Even the limousine provided by our hostess had trouble finding its way to the Water Street Gallery of the Institute (241 Water Street: call 212-349-9090 for directions when your cab gets lost; and do find your way there before May 31), but the trip and visit are well worth it. You will learn about the creative role the Seamen’s Church Institute plays—today as in the past. And you will see 55 woolies from the collection of Mrs. C. R. [Grace] Allen III, our gracious hostess—woolies that usually hang in her Long Island home. From her we learned that there are complexes and networks and galleries and associations devoted to woolies.

So what are these woolies? They are “sailors’ wool embroidered portraits,” seascapes and shipscapes. They are stunningly, dazzlingly, lovingly detailed pictures. The exhibit catalog describes them as intimate, evocative mementos, votive and grateful offerings to sweethearts back home. While some seamen carved scrimshaw on whalebone, others fought off homesickness or seasickness by long-stitching or chain-stitching these embroideries onto cotton or linen fabric.

You will find that some of the sailors integrated tortoise shells, tintypes of faces, or silk into these “loving testaments [to] their pride in their vessels and their enthusiasm for seafaring,” which are “also reminders of the loneliness and danger they faced every day.” Most woolies are heirlooms in the homes of the descendants of their makers. “There have been very few public exhibitions,” and only a handful of those produced catalogs or were reviewed. So the Seamen’s Church Institute showing beckons urgently.
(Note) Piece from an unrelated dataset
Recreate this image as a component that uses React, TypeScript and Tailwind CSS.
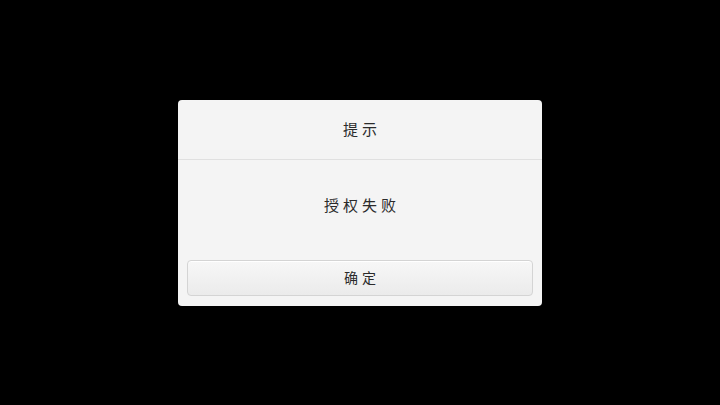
export default function App() {
  return (
    <div className="flex h-[405px] w-[720px] items-center justify-center bg-black">
      <div
        className="flex h-[206px] w-[364px] flex-col rounded-[4px] bg-[#f4f4f4] text-[#2b2b2b]"
        style={{ fontFamily: '"Noto Sans CJK SC", "Noto Sans", sans-serif' }}
      >
        <div className="flex h-[59px] items-center justify-center pl-[4px] text-[15px] tracking-[4px]">
          提示
        </div>
        <div className="h-px bg-[#e0e0e0]" />
        <div className="flex h-[92px] items-center justify-center pl-[4px] text-[15px] tracking-[4px]">
          授权失败
        </div>
        <div className="mx-[9px] mt-[8px] flex h-[36px] items-center justify-center rounded-[4px] border border-[#d4d4d4] bg-gradient-to-b from-[#f7f7f7] to-[#ebebeb] pl-[4px] text-[14px] tracking-[4px] shadow-[inset_0_1px_0_#ffffff]">
          确定
        </div>
      </div>
    </div>
  )
}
As always at such showings, my humanistic and theological interests took over. That is, while enjoying the artful products, I thought of their makers: storm-tossed, tempted, often abused, bitterly lonely, missing a beloved sweetheart or distant family, they were candidates for disappointment, doubt and despair. But those “in peril on the sea” often turned for solace to art, and like the St. Olaf choir, they offered signals of transcendence in a world of “restless wave” and “ocean deep.”